If you are looking for a checklist of requirements for EI, you won’t get one because it does not exist, and it’s not possible for one to exist - inspiration can happen and be measured in as many ways as there are teams. Truelight hit the nail on the head here:
Judges are guided by an experienced and trained Judge Advisor, which should ensure that the judging process at its core is similar across all events. Judges also receive a handbook, which is not public.
But, there is the awards manual, which explicitly sets guidelines for EI, and while it does not give an explicit set of guidelines for CA, the descriptions of the submission contents are the guidelines there:
EI specifically recognizes engineering outreach, impact, etc. FIRST has many facets and can inspire people to pursue many passions (engineering, science, technology, math, teaching, medicine, outreach, etc), but this award is primarily about ways a team is inspiring others to the field of engineering. Applying for CA is neither a guideline nor requirement.

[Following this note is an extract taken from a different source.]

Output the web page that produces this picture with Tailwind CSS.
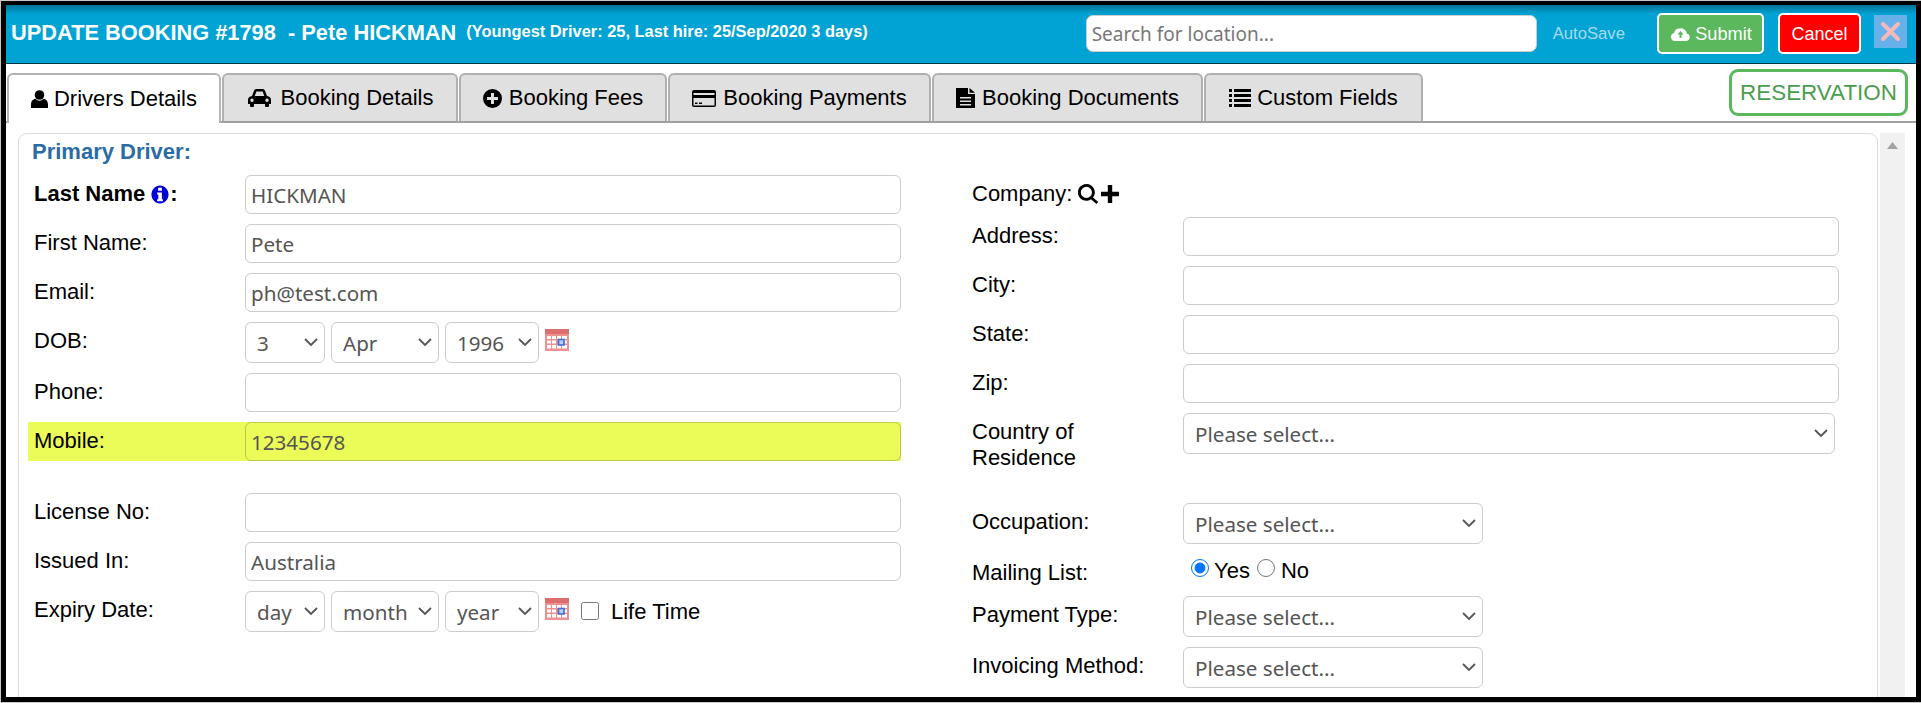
<!DOCTYPE html>
<html lang="en">
<head>
    <meta charset="UTF-8">
    <title>Update Booking</title>
    <script src="https://cdn.jsdelivr.net/npm/@tailwindcss/browser@4"></script>
</head>
<body class="bg-[#c8c8c8]">
    <div class="w-[1921px] h-[703px] overflow-hidden pt-px pl-px font-['Liberation_Sans',Arial,sans-serif] text-[22px] leading-[26px] text-black">
        <div class="w-[1920px] h-[701px] border-t-4 border-l-[5px] border-r-[5px] border-b-[5px] border-black bg-white flex flex-col">

            <!-- header bar -->
            <div class="h-[59px] shrink-0 flex border-b border-[#06384a] bg-[linear-gradient(#00749a,#00a3d3_9px)] text-white">
                <div class="ml-[5px] mt-[15px] text-[21.8px] font-bold whitespace-pre">UPDATE BOOKING #1798  - Pete HICKMAN</div>
                <div class="ml-[10px] mt-[13px] text-[16.4px] font-bold">(Youngest Driver: 25, Last hire: 25/Sep/2020 3 days)</div>
                <input type="text" placeholder="Search for location..." class="ml-auto mt-[10px] w-[451px] h-[37px] rounded-[7px] border border-[#ccc] bg-white px-[5px] font-['Noto_Sans',sans-serif] text-[19px] text-[#555] placeholder:text-[#777]">
                <div class="ml-[16px] mt-[16px] text-[16.7px] leading-[26px] text-[#a4dcf0]">AutoSave</div>
                <button class="ml-[32px] mt-[8px] w-[107px] h-[41px] pl-[2px] rounded-[5px] border-2 border-white bg-[#5cb85c] flex items-center justify-center gap-[5px] text-[18.2px]">
                    <svg width="19" height="14" viewBox="0 0 19 14"><path fill="#fff" d="M4 14a4 4 0 0 1-.8-7.900A5.200 5.200 0 0 1 8.500 1.500a5 5 0 0 1 4.700 1A4.500 4.500 0 0 1 15.700 6.500a3.800 3.800 0 0 1-.7 7.500z"/><path fill="#5cb85c" d="M9.500 4l3 3.500h-2V11h-2V7.500h-2z"/></svg>
                    Submit
                </button>
                <button class="ml-[14px] mt-[8px] w-[83px] h-[41px] rounded-[5px] border-2 border-white bg-[#ff0000] text-[18px]">Cancel</button>
                <div class="ml-[13px] mr-[9px] mt-[10px] w-[33px] h-[33px] bg-[#67b1eb] flex items-center justify-center">
                    <svg width="21" height="21" viewBox="0 0 21 21"><path d="M3 3l15 15M18 3L3 18" stroke="#f3b9bb" stroke-width="4" stroke-linecap="round"/></svg>
                </div>
            </div>

            <!-- tabs -->
            <div class="h-[59px] shrink-0 flex items-end gap-px pl-px border-b-2 border-[#a0a0a0]">
                <a class="relative -mb-[2px] w-[214px] h-[50px] flex items-center justify-center gap-[6px] rounded-t-[6px] border-2 border-b-0 border-[#b4b4b4] bg-white">
                    <svg width="17" height="18" viewBox="0 0 17 18"><circle cx="8.500" cy="5" r="4.800"/><path d="M0 18v-3.500C0 11 2.500 8.800 4.500 8.800c1 1.200 2.500 1.900 4 1.900s3-.7 4-1.900c2 0 4.500 2.200 4.500 5.700V18z"/></svg>
                    Drivers Details
                </a>
                <a class="w-[236px] h-[48px] flex items-center justify-center gap-[9px] rounded-t-[6px] border-2 border-b-0 border-[#b0b0b0] bg-[#e0e0e0]">
                    <svg width="25" height="18" viewBox="0 0 25 18"><path fill-rule="evenodd" d="M5 7l2-5.300Q7.600 0 9.200 0h6.600q1.600 0 2.200 1.700L20 7q4 .6 4 4v4h-2v2q0 1-1 1h-2q-1 0-1-1v-2H7v2q0 1-1 1H4q-1 0-1-1v-2H1v-4q0-3.400 4-4zm2.700 0h9.600L15.600 2.500H9.400zM5 9.500a1.700 1.700 0 1 0 0 3.400 1.700 1.700 0 0 0 0-3.400zm15 0a1.700 1.700 0 1 0 0 3.400 1.700 1.700 0 0 0 0-3.400z"/></svg>
                    Booking Details
                </a>
                <a class="w-[208px] h-[48px] flex items-center justify-center gap-[7px] rounded-t-[6px] border-2 border-b-0 border-[#b0b0b0] bg-[#e0e0e0]">
                    <svg width="19" height="19" viewBox="0 0 19 19"><path fill-rule="evenodd" d="M9.500 0a9.500 9.500 0 1 1 0 19 9.500 9.500 0 0 1 0-19zM8 4v4H4v3h4v4h3v-4h4V8h-4V4z"/></svg>
                    Booking Fees
                </a>
                <a class="w-[263px] h-[48px] flex items-center justify-center gap-[7px] rounded-t-[6px] border-2 border-b-0 border-[#b0b0b0] bg-[#e0e0e0]">
                    <svg width="24" height="17" viewBox="0 0 24 17"><path fill-rule="evenodd" d="M2 0h20q2 0 2 2v13q0 2-2 2H2q-2 0-2-2V2q0-2 2-2zm-.500 3v2h21V3zm0 5v7.500h21V8zM3 12.500h2.500V14H3zm4 0h3V14H7z"/></svg>
                    Booking Payments
                </a>
                <a class="w-[271px] h-[48px] flex items-center justify-center gap-[7px] rounded-t-[6px] border-2 border-b-0 border-[#b0b0b0] bg-[#e0e0e0]">
                    <svg width="19" height="20" viewBox="0 0 19 20"><path fill-rule="evenodd" d="M0 0h12v6h7v14H0zM4 9v1.500h11V9zm0 3.500V14h11v-1.500zM4 16v1.500h11V16z"/><path d="M13.500 0L19 4.800h-5.500z"/></svg>
                    Booking Documents
                </a>
                <a class="w-[219px] h-[48px] flex items-center justify-center gap-[6px] rounded-t-[6px] border-2 border-b-0 border-[#b0b0b0] bg-[#e0e0e0]">
                    <svg width="22" height="18" viewBox="0 0 22 18"><path d="M0 0h3v3H0zM5 0h17v3H5zM0 5h3v3H0zM5 5h17v3H5zM0 10h3v3H0zM5 10h17v3H5zM0 15h3v3H0zM5 15h17v3H5z"/></svg>
                    Custom Fields
                </a>
                <div class="ml-auto mr-[8px] mb-[5px] w-[179px] h-[47px] rounded-[9px] border-[3px] border-[#5cb85c] flex items-center justify-center text-[22.4px] text-[#4a9d4f]">RESERVATION</div>
            </div>

            <!-- form panel + scrollbar -->
            <div class="flex-1 flex pl-[12px] pt-[10px] gap-[2px] min-h-0">
                <div class="flex-1 min-w-0 rounded-t-[9px] border border-b-0 border-[#ddd] pt-[5px]">
                    <div class="ml-[13px] font-bold text-[#2a6ca5]">Primary Driver:</div>
                    <div class="flex mt-[10px] ml-[9px]">

                        <!-- left column -->
                        <div class="w-[873px] shrink-0">
                            <div class="flex pl-[6px] h-[39px]">
                                <label class="w-[211px] pt-[6px] font-bold flex items-start"><span class="flex items-center">Last Name <svg class="ml-[6px] mr-px mt-[1px]" width="18" height="19" viewBox="0 0 18 20"><path fill="#0000d8" fill-rule="evenodd" d="M9 .500c5 0 9 4.300 9 9.500s-4 9.500-9 9.500S0 15.200 0 10 4 .500 9 .500zM7 3v3h4V3zM6 8v2h1.200v5H6v2h6v-2h-1V8z"/></svg>:</span></label>
                                <input type="text" value="HICKMAN" class="w-[656px] h-[39px] rounded-[6px] border border-[#ccc] bg-white px-[5px] font-['Noto_Sans',sans-serif] text-[20.6px] text-[#555]">
                            </div>
                            <div class="flex pl-[6px] h-[39px] mt-[10px]">
                                <label class="w-[211px] pt-[6px]">First Name:</label>
                                <input type="text" value="Pete" class="w-[656px] h-[39px] rounded-[6px] border border-[#ccc] bg-white px-[5px] font-['Noto_Sans',sans-serif] text-[20.6px] text-[#555]">
                            </div>
                            <div class="flex pl-[6px] h-[39px] mt-[10px]">
                                <label class="w-[211px] pt-[6px]">Email:</label>
                                <input type="text" value="ph@test.com" class="w-[656px] h-[39px] rounded-[6px] border border-[#ccc] bg-white px-[5px] font-['Noto_Sans',sans-serif] text-[20.6px] text-[#555]">
                            </div>
                            <div class="flex pl-[6px] h-[41px] mt-[10px]">
                                <label class="w-[211px] pt-[6px]">DOB:</label>
                                <div class="relative w-[80px] h-[41px]">
                                    <select class="appearance-none w-full h-full rounded-[6px] border border-[#ccc] bg-white pl-[11px] font-['Noto_Sans',sans-serif] text-[20.6px] text-[#555]"><option>3</option></select>
                                    <svg class="absolute right-[7px] top-[16px] pointer-events-none" width="14" height="9" viewBox="0 0 14 9"><path d="M1 1l6 6 6-6" fill="none" stroke="#555" stroke-width="1.800"/></svg>
                                </div>
                                <div class="relative ml-[6px] w-[108px] h-[41px]">
                                    <select class="appearance-none w-full h-full rounded-[6px] border border-[#ccc] bg-white pl-[11px] font-['Noto_Sans',sans-serif] text-[20.6px] text-[#555]"><option>Apr</option></select>
                                    <svg class="absolute right-[7px] top-[16px] pointer-events-none" width="14" height="9" viewBox="0 0 14 9"><path d="M1 1l6 6 6-6" fill="none" stroke="#555" stroke-width="1.800"/></svg>
                                </div>
                                <div class="relative ml-[6px] w-[94px] h-[41px]">
                                    <select class="appearance-none w-full h-full rounded-[6px] border border-[#ccc] bg-white pl-[11px] font-['Noto_Sans',sans-serif] text-[20.6px] text-[#555]"><option>1996</option></select>
                                    <svg class="absolute right-[7px] top-[16px] pointer-events-none" width="14" height="9" viewBox="0 0 14 9"><path d="M1 1l6 6 6-6" fill="none" stroke="#555" stroke-width="1.800"/></svg>
                                </div>
                                <svg class="ml-[6px] mt-[7px]" width="24" height="22" viewBox="0 0 24 22"><rect width="24" height="22" fill="#ee9090"/><rect width="24" height="5" fill="#dc6e6e"/><path d="M2 7h4v3H2zM7 7h4v3H7zM12 7h4v3h-4zM17 7h5v3h-5zM2 11.500h4v3H2zM7 11.500h4v3H7zM2 16h4v3.500H2zM7 16h4v3.500H7zM12 16h4v3.500h-4zM17 16h5v3.500h-5zM19.500 11.500H22v3h-2.500z" fill="#fff"/><rect x="13.500" y="10.500" width="5.500" height="5.500" fill="#b8ccf5" stroke="#3c6fdc" stroke-width="1.600"/></svg>
                            </div>
                            <div class="flex pl-[6px] h-[39px] mt-[10px]">
                                <label class="w-[211px] pt-[6px]">Phone:</label>
                                <input type="text" class="w-[656px] h-[39px] rounded-[6px] border border-[#ccc] bg-white px-[5px] font-['Noto_Sans',sans-serif] text-[20.6px] text-[#555]">
                            </div>
                            <div class="flex pl-[6px] h-[39px] mt-[10px] bg-[#ebfb57]">
                                <label class="w-[211px] pt-[6px]">Mobile:</label>
                                <input type="text" value="12345678" class="w-[656px] h-[39px] rounded-[6px] border border-[#bcc94a] bg-[#ebfb57] px-[5px] font-['Noto_Sans',sans-serif] text-[20.6px] text-[#555]">
                            </div>
                            <div class="flex pl-[6px] h-[39px] mt-[32px]">
                                <label class="w-[211px] pt-[6px]">License No:</label>
                                <input type="text" class="w-[656px] h-[39px] rounded-[6px] border border-[#ccc] bg-white px-[5px] font-['Noto_Sans',sans-serif] text-[20.6px] text-[#555]">
                            </div>
                            <div class="flex pl-[6px] h-[39px] mt-[10px]">
                                <label class="w-[211px] pt-[6px]">Issued In:</label>
                                <input type="text" value="Australia" class="w-[656px] h-[39px] rounded-[6px] border border-[#ccc] bg-white px-[5px] font-['Noto_Sans',sans-serif] text-[20.6px] text-[#555]">
                            </div>
                            <div class="flex pl-[6px] h-[41px] mt-[10px]">
                                <label class="w-[211px] pt-[6px]">Expiry Date:</label>
                                <div class="relative w-[80px] h-[41px]">
                                    <select class="appearance-none w-full h-full rounded-[6px] border border-[#ccc] bg-white pl-[11px] font-['Noto_Sans',sans-serif] text-[20.6px] text-[#555]"><option>day</option></select>
                                    <svg class="absolute right-[7px] top-[16px] pointer-events-none" width="14" height="9" viewBox="0 0 14 9"><path d="M1 1l6 6 6-6" fill="none" stroke="#555" stroke-width="1.800"/></svg>
                                </div>
                                <div class="relative ml-[6px] w-[108px] h-[41px]">
                                    <select class="appearance-none w-full h-full rounded-[6px] border border-[#ccc] bg-white pl-[11px] font-['Noto_Sans',sans-serif] text-[20.6px] text-[#555]"><option>month</option></select>
                                    <svg class="absolute right-[7px] top-[16px] pointer-events-none" width="14" height="9" viewBox="0 0 14 9"><path d="M1 1l6 6 6-6" fill="none" stroke="#555" stroke-width="1.800"/></svg>
                                </div>
                                <div class="relative ml-[6px] w-[94px] h-[41px]">
                                    <select class="appearance-none w-full h-full rounded-[6px] border border-[#ccc] bg-white pl-[11px] font-['Noto_Sans',sans-serif] text-[20.6px] text-[#555]"><option>year</option></select>
                                    <svg class="absolute right-[7px] top-[16px] pointer-events-none" width="14" height="9" viewBox="0 0 14 9"><path d="M1 1l6 6 6-6" fill="none" stroke="#555" stroke-width="1.800"/></svg>
                                </div>
                                <svg class="ml-[6px] mt-[7px]" width="24" height="22" viewBox="0 0 24 22"><rect width="24" height="22" fill="#ee9090"/><rect width="24" height="5" fill="#dc6e6e"/><path d="M2 7h4v3H2zM7 7h4v3H7zM12 7h4v3h-4zM17 7h5v3h-5zM2 11.500h4v3H2zM7 11.500h4v3H7zM2 16h4v3.500H2zM7 16h4v3.500H7zM12 16h4v3.500h-4zM17 16h5v3.500h-5zM19.500 11.500H22v3h-2.500z" fill="#fff"/><rect x="13.500" y="10.500" width="5.500" height="5.500" fill="#b8ccf5" stroke="#3c6fdc" stroke-width="1.600"/></svg>
                                <input type="checkbox" class="ml-[12px] mt-[11px] w-[18px] h-[18px]">
                                <span class="ml-[12px] pt-[8px]">Life Time</span>
                            </div>
                        </div>

                        <!-- right column -->
                        <div class="ml-[71px] w-[868px] shrink-0 pt-[6px]">
                            <div class="flex items-center h-[26px]">
                                Company:
                                <svg class="ml-[6px]" width="21" height="20" viewBox="0 0 20 19"><path fill-rule="evenodd" d="M8 0a8 8 0 0 1 6.300 12.900l5 4.300-1.700 1.800-5.200-4.400A8 8 0 1 1 8 0zm0 2.700a5.300 5.300 0 1 0 0 10.600A5.300 5.300 0 0 0 8 2.700z"/></svg>
                                <svg class="ml-[2px]" width="18" height="18" viewBox="0 0 18 18"><path d="M6.800 0h4.400v6.800H18v4.400h-6.800V18H6.800v-6.800H0V6.800h6.800z"/></svg>
                            </div>
                            <div class="flex h-[39px] mt-[10px]">
                                <label class="w-[211px] pt-[6px]">Address:</label>
                                <input type="text" class="w-[656px] h-[39px] rounded-[6px] border border-[#ccc] bg-white px-[5px]">
                            </div>
                            <div class="flex h-[39px] mt-[10px]">
                                <label class="w-[211px] pt-[6px]">City:</label>
                                <input type="text" class="w-[656px] h-[39px] rounded-[6px] border border-[#ccc] bg-white px-[5px]">
                            </div>
                            <div class="flex h-[39px] mt-[10px]">
                                <label class="w-[211px] pt-[6px]">State:</label>
                                <input type="text" class="w-[656px] h-[39px] rounded-[6px] border border-[#ccc] bg-white px-[5px]">
                            </div>
                            <div class="flex h-[39px] mt-[10px]">
                                <label class="w-[211px] pt-[6px]">Zip:</label>
                                <input type="text" class="w-[656px] h-[39px] rounded-[6px] border border-[#ccc] bg-white px-[5px]">
                            </div>
                            <div class="flex h-[41px] mt-[10px]">
                                <label class="w-[211px] pt-[6px]">Country of<br>Residence</label>
                                <div class="relative w-[652px] h-[41px]">
                                    <select class="appearance-none w-full h-full rounded-[6px] border border-[#ccc] bg-white pl-[11px] font-['Noto_Sans',sans-serif] text-[20.6px] text-[#555]"><option>Please select...</option></select>
                                    <svg class="absolute right-[7px] top-[16px] pointer-events-none" width="14" height="9" viewBox="0 0 14 9"><path d="M1 1l6 6 6-6" fill="none" stroke="#555" stroke-width="1.800"/></svg>
                                </div>
                            </div>
                            <div class="flex h-[41px] mt-[49px]">
                                <label class="w-[211px] pt-[6px]">Occupation:</label>
                                <div class="relative w-[300px] h-[41px]">
                                    <select class="appearance-none w-full h-full rounded-[6px] border border-[#ccc] bg-white pl-[11px] font-['Noto_Sans',sans-serif] text-[20.6px] text-[#555]"><option>Please select...</option></select>
                                    <svg class="absolute right-[7px] top-[16px] pointer-events-none" width="14" height="9" viewBox="0 0 14 9"><path d="M1 1l6 6 6-6" fill="none" stroke="#555" stroke-width="1.800"/></svg>
                                </div>
                            </div>
                            <div class="flex h-[42px] mt-[10px]">
                                <label class="w-[211px] pt-[6px]">Mailing List:</label>
                                <div class="flex items-start">
                                    <input type="radio" name="mailing" checked class="ml-[8px] mt-[5px] w-[18px] h-[18px]">
                                    <span class="ml-[5px] mt-[4px]">Yes</span>
                                    <input type="radio" name="mailing" class="ml-[7px] mt-[5px] w-[18px] h-[18px]">
                                    <span class="ml-[6px] mt-[4px]">No</span>
                                </div>
                            </div>
                            <div class="flex h-[41px]">
                                <label class="w-[211px] pt-[6px]">Payment Type:</label>
                                <div class="relative w-[300px] h-[41px]">
                                    <select class="appearance-none w-full h-full rounded-[6px] border border-[#ccc] bg-white pl-[11px] font-['Noto_Sans',sans-serif] text-[20.6px] text-[#555]"><option>Please select...</option></select>
                                    <svg class="absolute right-[7px] top-[16px] pointer-events-none" width="14" height="9" viewBox="0 0 14 9"><path d="M1 1l6 6 6-6" fill="none" stroke="#555" stroke-width="1.800"/></svg>
                                </div>
                            </div>
                            <div class="flex h-[41px] mt-[10px]">
                                <label class="w-[211px] pt-[6px]">Invoicing Method:</label>
                                <div class="relative w-[300px] h-[41px]">
                                    <select class="appearance-none w-full h-full rounded-[6px] border border-[#ccc] bg-white pl-[11px] font-['Noto_Sans',sans-serif] text-[20.6px] text-[#555]"><option>Please select...</option></select>
                                    <svg class="absolute right-[7px] top-[16px] pointer-events-none" width="14" height="9" viewBox="0 0 14 9"><path d="M1 1l6 6 6-6" fill="none" stroke="#555" stroke-width="1.800"/></svg>
                                </div>
                            </div>
                        </div>
                    </div>
                </div>
                <div class="w-[25px] mr-[11px] bg-[#f1f1f1] flex justify-center pt-[9px]">
                    <svg width="11" height="7" viewBox="0 0 11 7"><path fill="#a3a3a3" d="M5.500 0L11 7H0z"/></svg>
                </div>
            </div>
        </div>
    </div>
</body>
</html>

CA is a more broad and is about the experience: the impact of the team on their community, sponsors, and the team members itself, and the partnership that forms between those groups. FIRST is a competition of engineering, so naturally this experience will involve engineering in some way, but FIRST is not “FIRE: For Inspiration and Recognition of Engineering” - it’s more than robots, and the CA recognizes the “more than robots” part (though robots can be a method used to achieve the “more than robots” impact). From the awards manual:
There is some overlap between the two awards (measurable impact), and the qualities of some activities can satisfy what the judges are looking for for both awards, which is why many teams win both in the span of a season or successive seasons. But they are two very different awards.